最近ネットで「これと何かを交換してくれる人募集」なんてわらしべ長者的な書き込みを見て思い出した。
学生の頃、古着好きの先輩から「この帽子となんか交換しない?」と話を持ちかけられたことがある。
先輩は「なんでもいいよ」と言っていたが、100%その帽子より価値のあるものを欲しているのが透けて見えた。
カウボーイハットみたいな帽子だったが、どう見ても古着屋で数百円で買ったような見た目であり、筆者は1ミリも欲しいと思わなかったので断って逃げた。
その先輩の家には、かの有名なアから始まるMLMビジネスで有名な会社の製品がたくさんあった。
きっとあの手の業界ではわらしべ長者的なサクセスストーリーを実例に挙げ「君もいますぐやってみよう!行動が大切だ!」とか言っているのかもしれない。
他にも何かとその手の話を持ちかけてきた輩はいたが、どうもマルチ信者は「物々交換チャレンジ」をする傾向にあるようだ。
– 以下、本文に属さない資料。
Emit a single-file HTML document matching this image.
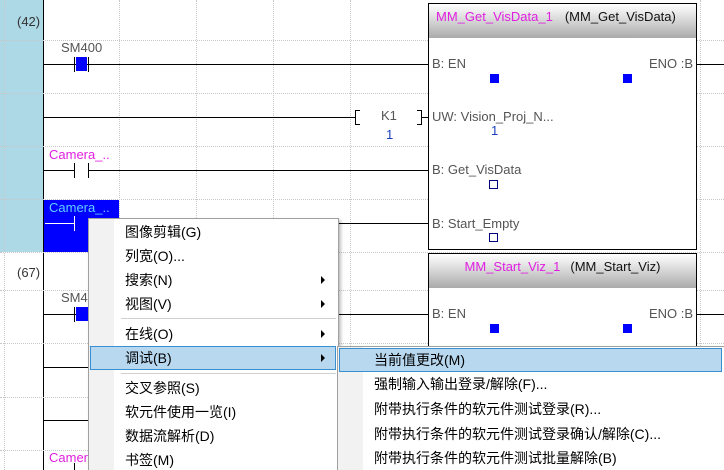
<!DOCTYPE html><html><head><meta charset="utf-8"><style>
*{margin:0;padding:0;box-sizing:border-box}
html,body{width:724px;height:470px;overflow:hidden}
body{background:#fff;position:relative;font-family:"Liberation Sans","Noto Sans CJK SC",sans-serif}
.a{position:absolute}
.hd{border-top:1px dotted #c8c8c8;height:0}
.vd{border-left:1px dotted #c8c8c8;width:0}
.ln{background:#000;height:1px}
.t{font-size:13px;color:#555;white-space:nowrap}
.fb{border:1px solid #000;background:#fff}
.fh{background:linear-gradient(#fff,#e6e6e6 30%,#aaa);height:34px;font-size:13px;color:#111;white-space:nowrap;padding-top:5px}
.bs{width:9px;height:9px;background:#0000ff}
.bo{width:9px;height:9px;border:1px solid #000080}
.m{font-size:14px;color:#000;white-space:nowrap;font-family:"Liberation Sans","Noto Sans CJK SC",sans-serif}
.ar{width:0;height:0;border-left:4px solid #000;border-top:4px solid transparent;border-bottom:4px solid transparent}
</style></head><body>
<div class="a" style="left:0;top:0;width:43px;height:252px;background:#add8e6"></div>
<div class="a" style="left:43px;top:0;width:1px;height:470px;background:#000"></div>
<div class="a hd" style="left:0;top:40px;width:724px"></div>
<div class="a hd" style="left:0;top:93px;width:724px"></div>
<div class="a hd" style="left:0;top:146px;width:724px"></div>
<div class="a hd" style="left:0;top:199px;width:724px"></div>
<div class="a hd" style="left:0;top:252px;width:724px"></div>
<div class="a hd" style="left:0;top:290px;width:724px"></div>
<div class="a hd" style="left:0;top:343px;width:724px"></div>
<div class="a hd" style="left:0;top:397px;width:724px"></div>
<div class="a hd" style="left:0;top:450px;width:724px"></div>
<div class="a vd" style="left:4px;top:0;height:470px"></div>
<div class="a vd" style="left:119px;top:0;height:470px"></div>
<div class="a vd" style="left:196px;top:0;height:470px"></div>
<div class="a vd" style="left:273px;top:0;height:470px"></div>
<div class="a vd" style="left:350px;top:0;height:470px"></div>
<div class="a vd" style="left:700px;top:0;height:470px"></div>
<div class="a t" style="left:17px;top:14px;color:#333">(42)</div>
<div class="a t" style="left:17px;top:265px;color:#333">(67)</div>
<div class="a t" style="left:61px;top:40px">SM400</div>
<div class="a ln" style="left:44px;top:64px;width:384px"></div>
<div class="a" style="left:74px;top:57px;width:1px;height:15px;background:#000"></div>
<div class="a" style="left:88px;top:57px;width:1px;height:15px;background:#000"></div>
<div class="a" style="left:76px;top:57px;width:11px;height:14px;background:#0000ff"></div>
<div class="a ln" style="left:44px;top:117px;width:384px"></div>
<div class="a" style="left:355px;top:110px;width:5px;height:15px;border:1px solid #000;border-right:none;background:#fff"></div>
<div class="a" style="left:417px;top:110px;width:5px;height:15px;border:1px solid #000;border-left:none;background:#fff"></div>
<div class="a" style="left:360px;top:110px;width:57px;height:15px;background:#fff"></div>
<div class="a t" style="left:381px;top:108px">K1</div>
<div class="a t" style="left:386px;top:127px;color:#1a3fbf">1</div>
<div class="a t" style="left:49px;top:147px;color:#e020e0">Camera_..</div>
<div class="a ln" style="left:44px;top:170px;width:384px"></div>
<div class="a" style="left:74px;top:163px;width:1px;height:15px;background:#000"></div>
<div class="a" style="left:88px;top:163px;width:1px;height:15px;background:#000"></div>
<div class="a" style="left:75px;top:163px;width:13px;height:15px;background:#fff"></div>
<div class="a" style="left:44px;top:200px;width:75px;height:52px;background:#0000ff"></div>
<div class="a t" style="left:49px;top:200px;color:#5fd0ff">Camera_..</div>
<div class="a" style="left:45px;top:223px;width:30px;height:1px;background:#fff"></div>
<div class="a" style="left:74px;top:216px;width:1px;height:15px;background:#fff"></div>
<div class="a ln" style="left:338px;top:223px;width:90px"></div>
<div class="a t" style="left:61px;top:290px">SM4</div>
<div class="a ln" style="left:44px;top:314px;width:44px"></div>
<div class="a" style="left:74px;top:307px;width:1px;height:15px;background:#000"></div>
<div class="a" style="left:76px;top:307px;width:12px;height:14px;background:#0000ff"></div>
<div class="a ln" style="left:338px;top:314px;width:90px"></div>
<div class="a ln" style="left:44px;top:367px;width:46px"></div>
<div class="a ln" style="left:44px;top:420px;width:46px"></div>
<div class="a t" style="left:49px;top:450px;color:#e020e0">Camer</div>
<div class="a" style="left:74px;top:463px;width:1px;height:8px;background:#000"></div>
<div class="a fb" style="left:428px;top:3px;width:269px;height:247px">
<div class="fh"><span style="color:#e020e0;margin-left:7px">MM_Get_VisData_1</span><span style="margin-left:12px">(MM_Get_VisData)</span></div></div>
<div class="a t" style="left:432px;top:56px">B: EN</div>
<div class="a t" style="left:649px;top:56px">ENO :B</div>
<div class="a bs" style="left:490px;top:74px"></div>
<div class="a bs" style="left:623px;top:74px"></div>
<div class="a ln" style="left:697px;top:64px;width:27px"></div>
<div class="a t" style="left:432px;top:109px">UW: Vision_Proj_N...</div>
<div class="a t" style="left:491px;top:123px;color:#1a3fbf">1</div>
<div class="a t" style="left:432px;top:162px">B: Get_VisData</div>
<div class="a bo" style="left:489px;top:180px"></div>
<div class="a t" style="left:432px;top:216px">B: Start_Empty</div>
<div class="a bo" style="left:489px;top:233px"></div>
<div class="a fb" style="left:428px;top:253px;width:269px;height:230px">
<div class="fh" style="text-align:center"><span style="color:#e020e0">MM_Start_Viz_1</span><span style="margin-left:10px">(MM_Start_Viz)</span></div></div>
<div class="a t" style="left:432px;top:306px">B: EN</div>
<div class="a t" style="left:649px;top:306px">ENO :B</div>
<div class="a bs" style="left:490px;top:324px"></div>
<div class="a bs" style="left:623px;top:324px"></div>
<div class="a ln" style="left:697px;top:314px;width:27px"></div>
<div class="a" style="left:88px;top:218px;width:251px;height:260px;background:#f2f2f2;border:1px solid #a0a0a0;box-shadow:2px 2px 3px rgba(0,0,0,.25)">
<div class="a" style="left:25px;top:0;width:224px;height:260px;background:#fff"></div></div>
<div class="a m" style="left:125px;top:222px">图像剪辑(G)</div>
<div class="a m" style="left:125px;top:246px">列宽(O)...</div>
<div class="a m" style="left:125px;top:270px">搜索(N)</div><div class="a ar" style="left:321px;top:276px"></div>
<div class="a m" style="left:125px;top:294px">视图(V)</div><div class="a ar" style="left:321px;top:300px"></div>
<div class="a" style="left:121px;top:318px;width:215px;height:1px;background:#d0d0d0"></div>
<div class="a m" style="left:125px;top:324px">在线(O)</div><div class="a ar" style="left:321px;top:330px"></div>
<div class="a" style="left:90px;top:346px;width:246px;height:24px;background:#b8d8f0;border:1px solid #3a8fd0"></div>
<div class="a m" style="left:125px;top:348px">调试(B)</div><div class="a ar" style="left:321px;top:354px"></div>
<div class="a" style="left:121px;top:373px;width:215px;height:1px;background:#d0d0d0"></div>
<div class="a m" style="left:125px;top:378px">交叉参照(S)</div>
<div class="a m" style="left:125px;top:402px">软元件使用一览(I)</div>
<div class="a m" style="left:125px;top:426px">数据流解析(D)</div>
<div class="a m" style="left:125px;top:450px">书签(M)</div>
<div class="a" style="left:337px;top:346px;width:390px;height:130px;background:#f2f2f2;border:1px solid #a0a0a0">
<div class="a" style="left:25px;top:0;width:370px;height:130px;background:#fff"></div></div>
<div class="a" style="left:339px;top:348px;width:383px;height:24px;background:#b8d8f0;border:1px solid #3a8fd0"></div>
<div class="a m" style="left:374px;top:350px">当前值更改(M)</div>
<div class="a m" style="left:374px;top:374px">强制输入输出登录/解除(F)...</div>
<div class="a m" style="left:374px;top:399px">附带执行条件的软元件测试登录(R)...</div>
<div class="a m" style="left:374px;top:424px">附带执行条件的软元件测试登录确认/解除(C)...</div>
<div class="a m" style="left:374px;top:448px">附带执行条件的软元件测试批量解除(B)</div>
</body></html>
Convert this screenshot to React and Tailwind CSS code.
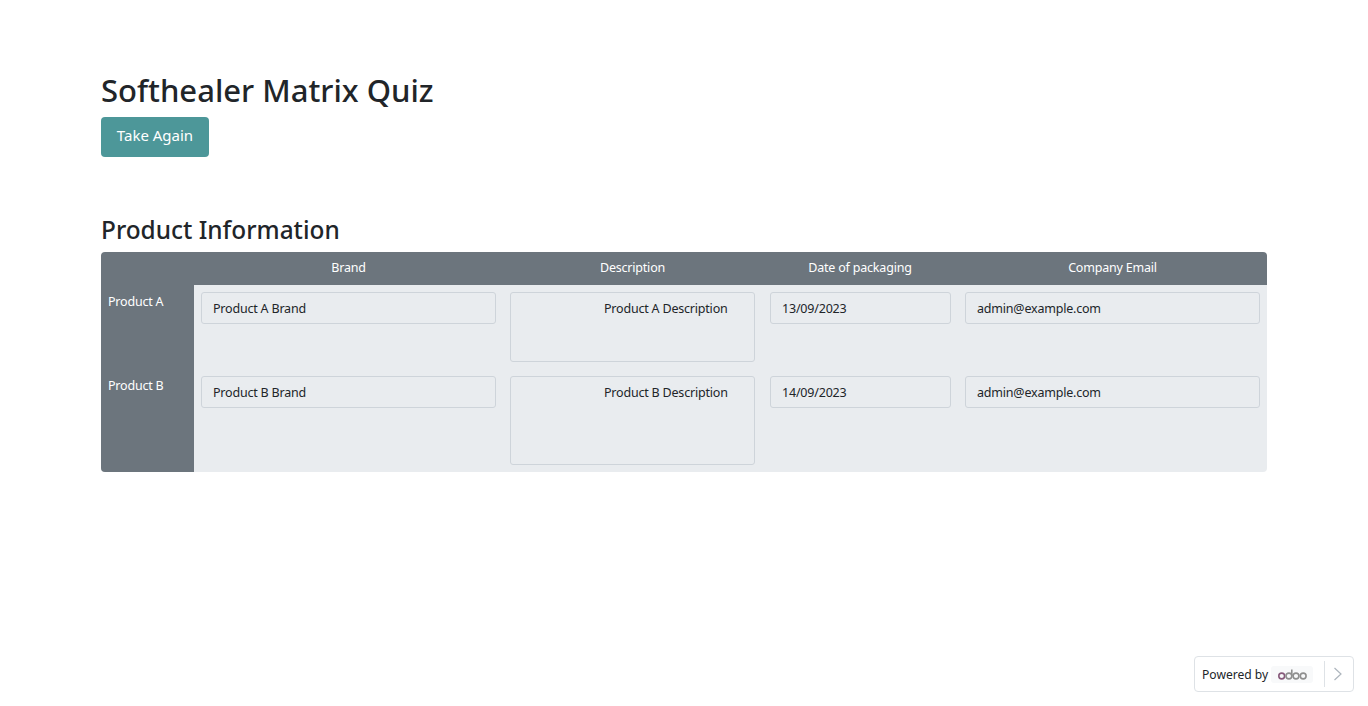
const rows = [
  { name: "Product A", brand: "Product A Brand", desc: "Product A Description", date: "13/09/2023", descH: "h-[70px]", rowH: "h-[84px]" },
  { name: "Product B", brand: "Product B Brand", desc: "Product B Description", date: "14/09/2023", descH: "h-[89px]", rowH: "h-[103px]" },
];

const Field = ({ children, className = "" }) => (
  <div className={`border border-[#ced4da] rounded-[3px] pt-[7px] pb-[5px] pr-3 leading-[18px] text-[#212529] ${className}`}>
    {children}
  </div>
);

export default function App() {
  return (
    <div className="min-h-[706px] bg-white font-['Noto_Sans',sans-serif] text-[#212529] relative">
      <main className="pt-[67px] pl-[101px] w-[1267px]">
        <h1 className="text-[31px] leading-[46px] font-medium">Softhealer Matrix Quiz</h1>
        <button className="mt-[4px] block w-[108px] h-[40px] pb-[3px] rounded-[4px] bg-[#4d9799] text-white text-[15px]">Take Again</button>
        <h2 className="mt-[57px] text-[24.4px] leading-[32px] font-medium">Product Information</h2>
        <table className="mt-[6px] w-[1166px] table-fixed border-separate border-spacing-0 rounded-[4px] overflow-hidden text-[12.5px] tracking-[-0.2px]">
          <thead>
            <tr className="h-[33px] bg-[#6c757d] text-white">
              <th className="w-[93px] font-normal"></th>
              <th className="w-[309px] font-normal">Brand</th>
              <th className="w-[259px] font-normal">Description</th>
              <th className="w-[196px] font-normal">Date of packaging</th>
              <th className="w-[309px] font-normal">Company Email</th>
            </tr>
          </thead>
          <tbody>
            {rows.map((r) => (
              <tr key={r.name} className={`${r.rowH} bg-[#e9ecef]`}>
                <td className="bg-[#6c757d] text-white align-top pl-[7px] pt-[8px] leading-[18px]">{r.name}</td>
                <td className="align-top px-[7px] pt-[7px]"><Field className="pl-[11px]">{r.brand}</Field></td>
                <td className="align-top px-[7px] pt-[7px]"><Field className={`pl-[93px] ${r.descH}`}>{r.desc}</Field></td>
                <td className="align-top pl-[8px] pr-[7px] pt-[7px]"><Field className="pl-[11px]">{r.date}</Field></td>
                <td className="align-top px-[7px] pt-[7px]"><Field className="pl-[11px]">admin@example.com</Field></td>
              </tr>
            ))}
          </tbody>
        </table>
      </main>
      <div className="absolute left-[1194px] top-[656px] w-[160px] h-[36px] border border-[#dee2e6] rounded-[4px] bg-white flex items-center pl-[7px] text-[12.1px]">
        <span className="pt-[2px]">Powered by</span>
        <span className="ml-[3px] w-[42px] h-[17px] rounded-[3px] bg-[#f8f9fa] flex items-center justify-center">
          <svg width="29" height="11" viewBox="0 0 29 11" fill="none" strokeWidth="1.6">
            <circle cx="3.7" cy="7" r="2.9" stroke="#875a7b" />
            <circle cx="10.9" cy="7" r="2.9" stroke="#8f8f8f" />
            <path d="M13.8 0.5V7" stroke="#8f8f8f" />
            <circle cx="18" cy="7" r="2.9" stroke="#8f8f8f" />
            <circle cx="25.2" cy="7" r="2.9" stroke="#8f8f8f" />
          </svg>
        </span>
        <span className="ml-[11px] h-[26px] border-l border-[#dee2e6] pl-[8px] flex items-center">
          <svg width="10" height="14" viewBox="0 0 10 14" fill="none" stroke="#adb5bd" strokeWidth="1.2"><path d="M1.5 1L8 7L1.5 13" /></svg>
        </span>
      </div>
    </div>
  );
}
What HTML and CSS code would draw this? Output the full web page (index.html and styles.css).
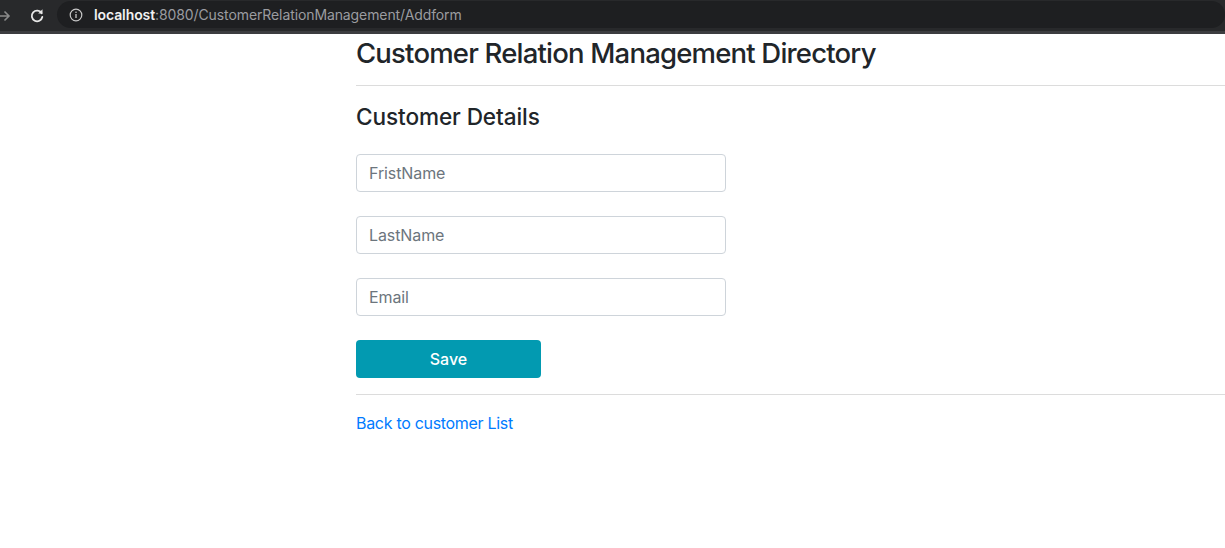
FILE: index.html
```html
<!DOCTYPE html>
<html lang="en">
<head>
<meta charset="utf-8">
<title>Customer Relation Management</title>
<link rel="stylesheet" href="styles.css">
</head>
<body>
<header class="chrome">
  <span class="nav-icon fwd">
    <svg width="14" height="14" viewBox="0 0 14 14"><path d="M0 7h11M6.5 2.5L11 7l-4.5 4.5" fill="none" stroke="#8a8a8a" stroke-width="1.6"/></svg>
  </span>
  <span class="nav-icon reload">
    <svg width="16" height="16" viewBox="0 0 16 16"><path d="M12.6 5.2A5.3 5.3 0 1 0 13.3 9" fill="none" stroke="#e8e8e8" stroke-width="1.8" stroke-linecap="round"/><path d="M9.2 5.6h4.3V1.3z" fill="#e8e8e8"/></svg>
  </span>
  <div class="omnibox">
    <svg class="info" width="14" height="14" viewBox="0 0 14 14"><circle cx="7" cy="7" r="5.8" fill="none" stroke="#c8c8c8" stroke-width="1.2"/><rect x="6.35" y="6" width="1.3" height="4" fill="#c8c8c8"/><circle cx="7" cy="4.3" r="0.8" fill="#c8c8c8"/></svg>
    <span class="url"><span class="host">localhost</span>:8080/CustomerRelationManagement/Addform</span>
  </div>
</header>
<main class="page">
  <h1 class="title">Customer Relation Management Directory</h1>
  <hr class="rule">
  <h2 class="subtitle">Customer Details</h2>
  <form class="form">
    <input class="field" type="text" placeholder="FristName">
    <input class="field" type="text" placeholder="LastName">
    <input class="field" type="text" placeholder="Email">
    <button class="btn-save" type="button">Save</button>
  </form>
  <hr class="rule rule-bottom">
  <a class="back" href="#">Back to customer List</a>
</main>
</body>
</html>
```
FILE: styles.css
```css
* { box-sizing: border-box; }
html, body { margin: 0; padding: 0; background: #fff; }
body {
  font-family: "Inter", "Liberation Sans", sans-serif;
  color: #212529;
  overflow: hidden;
}
.chrome {
  height: 34px;
  background: #28292b;
  border-bottom: 3px solid #3c3d40;
  display: flex;
  align-items: center;
}
.nav-icon { display: flex; align-items: center; }
.fwd { margin-left: -2px; width: 31px; }
.reload { width: 28px; }
.omnibox {
  height: 27px;
  margin-top: -2px;
  flex: 1;
  background: #1e1f21;
  border-radius: 14px;
  display: flex;
  align-items: center;
  padding-left: 12px;
}
.info { margin-right: 11px; }
.url {
  font-family: "Inter", "Liberation Sans", sans-serif;
  font-size: 14px;
  color: #9b9ca0;
  letter-spacing: -0.1px;
}
.host { color: #f1f1f1; font-weight: 600; }
.page {
  padding-left: 356px;
}
.title {
  font-size: 27.5px;
  font-weight: 500;
  line-height: 36px;
  margin: 1px 0 0 0;
  letter-spacing: -0.8px;
}
.rule {
  border: 0;
  border-top: 1px solid #dcdcdc;
  margin: 14px 0 0 0;
}
.subtitle {
  font-size: 22.6px;
  font-weight: 500;
  line-height: 28px;
  margin: 17px 0 0 0;
  letter-spacing: -0.1px;
}
.form {
  display: flex;
  flex-direction: column;
  align-items: flex-start;
  gap: 24px;
  margin-top: 23px;
}
.field {
  width: 370px;
  height: 38px;
  border: 1px solid #ced4da;
  border-radius: 4px;
  padding: 0 12px;
  font-family: inherit;
  font-size: 16px;
  color: #495057;
  letter-spacing: -0.1px;
}
.field::placeholder { color: #6c757d; }
.btn-save {
  width: 185px;
  height: 38px;
  border: 0;
  border-radius: 4px;
  background: #029ab1;
  color: #fff;
  font-family: inherit;
  font-size: 16px;
  font-weight: 500;
}
.rule-bottom { margin-top: 16px; }
.back {
  display: inline-block;
  margin-top: 18px;
  color: #007bff;
  text-decoration: none;
  font-size: 16px;
  letter-spacing: -0.3px;
}
```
しかし「わらしべ長者」の話を知っている人からすれば「あれは偶然手持ちの品を強く必要としている人と出会ったから、交換することで価値が増えていく流れになったんだよ」と思うだろう。
その通りなのだ。
需要を考えずにただ他人に交換を要求しても長者になどなれない。
そこらへんにいる知り合いに「⚪︎⚪︎と何か交換しない?」なんて意味不明な交渉の果てに得られるモノなんぞトラブルしかないだろう。
手持ちの品を欲しがりそうな知り合いをリサーチした上で動くならまだわかるが。
こんなこと、乞食でもやらない。
あれから10年以上経ったが、その先輩は長者にはなっていない。いまだに売れないバンドマンみたいな生活をしているようだ。